-- Begin --

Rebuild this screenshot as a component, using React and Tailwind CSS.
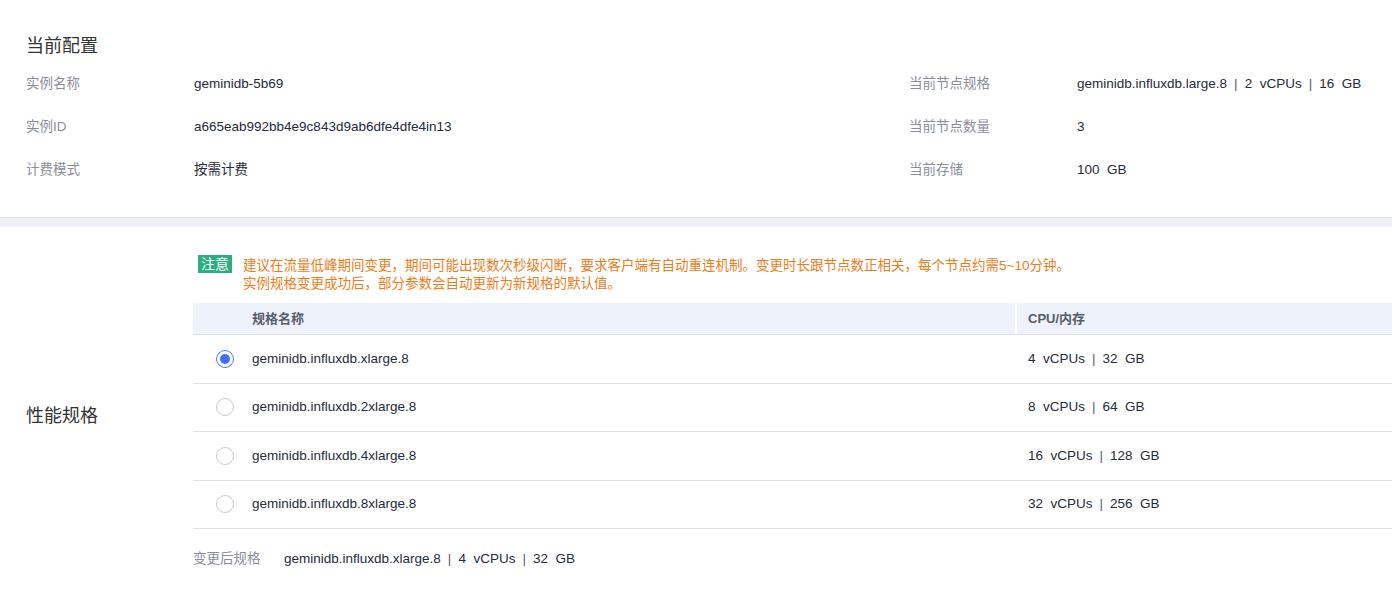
import React from 'react';

const font = { fontFamily: '"Liberation Sans", "Noto Sans CJK SC", sans-serif' };

const Spec = ({ parts }) => (
    <span className="inline-flex items-center">
        {parts.map((p, i) => (
            <React.Fragment key={i}>
                {i > 0 && <span className="mx-[7px] text-[#575d6c]">|</span>}
                <span className="whitespace-pre">{p}</span>
            </React.Fragment>
        ))}
    </span>
);

const InfoRow = ({ label, value }) => (
    <div className="flex items-center h-[43px]">
        <div className="w-[168px] text-[#8a8e99]">{label}</div>
        <div className="text-[#252b3a] whitespace-pre">{value}</div>
    </div>
);

const Radio = ({ checked }) => (
    checked ? (
        <div className="w-[18px] h-[18px] rounded-full border border-[#4d7cff] flex items-center justify-center">
            <div className="w-[10px] h-[10px] rounded-full bg-[#3f6fff]"></div>
        </div>
    ) : (
        <div className="w-[18px] h-[18px] rounded-full border border-[#c7cad1] bg-white"></div>
    )
);

const flavors = [
    { name: 'geminidb.influxdb.xlarge.8', cpu: ['4  vCPUs', '32  GB'], checked: true },
    { name: 'geminidb.influxdb.2xlarge.8', cpu: ['8  vCPUs', '64  GB'] },
    { name: 'geminidb.influxdb.4xlarge.8', cpu: ['16  vCPUs', '128  GB'] },
    { name: 'geminidb.influxdb.8xlarge.8', cpu: ['32  vCPUs', '256  GB'] },
];

export default function App() {
    return (
        <div className="w-[1392px] h-[595px] bg-white overflow-hidden text-[13.5px]" style={font}>
            {/* 当前配置 */}
            <div className="px-[26px] pt-[34px] pb-[25px]">
                <div className="text-[18px] leading-[24px] text-[#333] mb-[5px]">当前配置</div>
                <div className="flex">
                    <div className="w-[883px]">
                        <InfoRow label="实例名称" value="geminidb-5b69" />
                        <InfoRow label="实例ID" value="a665eab992bb4e9c843d9ab6dfe4dfe4in13" />
                        <InfoRow label="计费模式" value="按需计费" />
                    </div>
                    <div className="flex-1">
                        <InfoRow label="当前节点规格" value={<Spec parts={['geminidb.influxdb.large.8', '2  vCPUs', '16  GB']} />} />
                        <InfoRow label="当前节点数量" value="3" />
                        <InfoRow label="当前存储" value="100  GB" />
                    </div>
                </div>
            </div>

            {/* separator */}
            <div className="h-[10px] bg-[#eef0f5] border-t border-[#dcdfe6]"></div>

            {/* 性能规格 */}
            <div className="flex pt-[28px]">
                <div className="w-[193px] pl-[26px] flex items-center">
                    <div className="text-[18px] text-[#333] pt-[8px]">性能规格</div>
                </div>
                <div className="flex-1">
                    <div className="flex items-start pl-[5px]">
                        <span className="bg-[#2cae7f] text-white text-[14px] leading-[18px] px-[3px] mr-[11px]">注意</span>
                        <div className="text-[#ec7d19] leading-[18px] pt-[2px]">
                            <div>建议在流量低峰期间变更，期间可能出现数次秒级闪断，要求客户端有自动重连机制。变更时长跟节点数正相关，每个节点约需5~10分钟。</div>
                            <div>实例规格变更成功后，部分参数会自动更新为新规格的默认值。</div>
                        </div>
                    </div>

                    {/* table */}
                    <div className="mt-[10px]">
                        <div className="flex h-[32px] bg-[#eef2fa] border-b border-[#dfe1e6] font-bold text-[#575d6c] text-[13px]">
                            <div className="w-[822px] pl-[59px] flex items-center">规格名称</div>
                            <div className="flex-1 pl-[11px] flex items-center border-l-2 border-white">CPU/内存</div>
                        </div>
                        {flavors.map((f) => (
                            <div key={f.name} className="flex h-[48.5px] border-b border-[#dfe1e6] text-[#252b3a]">
                                <div className="w-[822px] flex items-center">
                                    <div className="w-[59px] pl-[23px]">
                                        <Radio checked={f.checked} />
                                    </div>
                                    <span>{f.name}</span>
                                </div>
                                <div className="flex-1 pl-[13px] flex items-center">
                                    <Spec parts={f.cpu} />
                                </div>
                            </div>
                        ))}
                    </div>

                    <div className="flex items-center mt-[20px] h-[20px]">
                        <span className="w-[91px] text-[#8a8e99]">变更后规格</span>
                        <span className="text-[#252b3a]">
                            <Spec parts={['geminidb.influxdb.xlarge.8', '4  vCPUs', '32  GB']} />
                        </span>
                    </div>
                </div>
            </div>
        </div>
    );
}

-- End --

■ Given request:
List all lines where "React" occurs.

■ Written answer:
Rebuild this screenshot as a component, using React and Tailwind CSS.
import React from 'react';
            <React.Fragment key={i}>
            </React.Fragment>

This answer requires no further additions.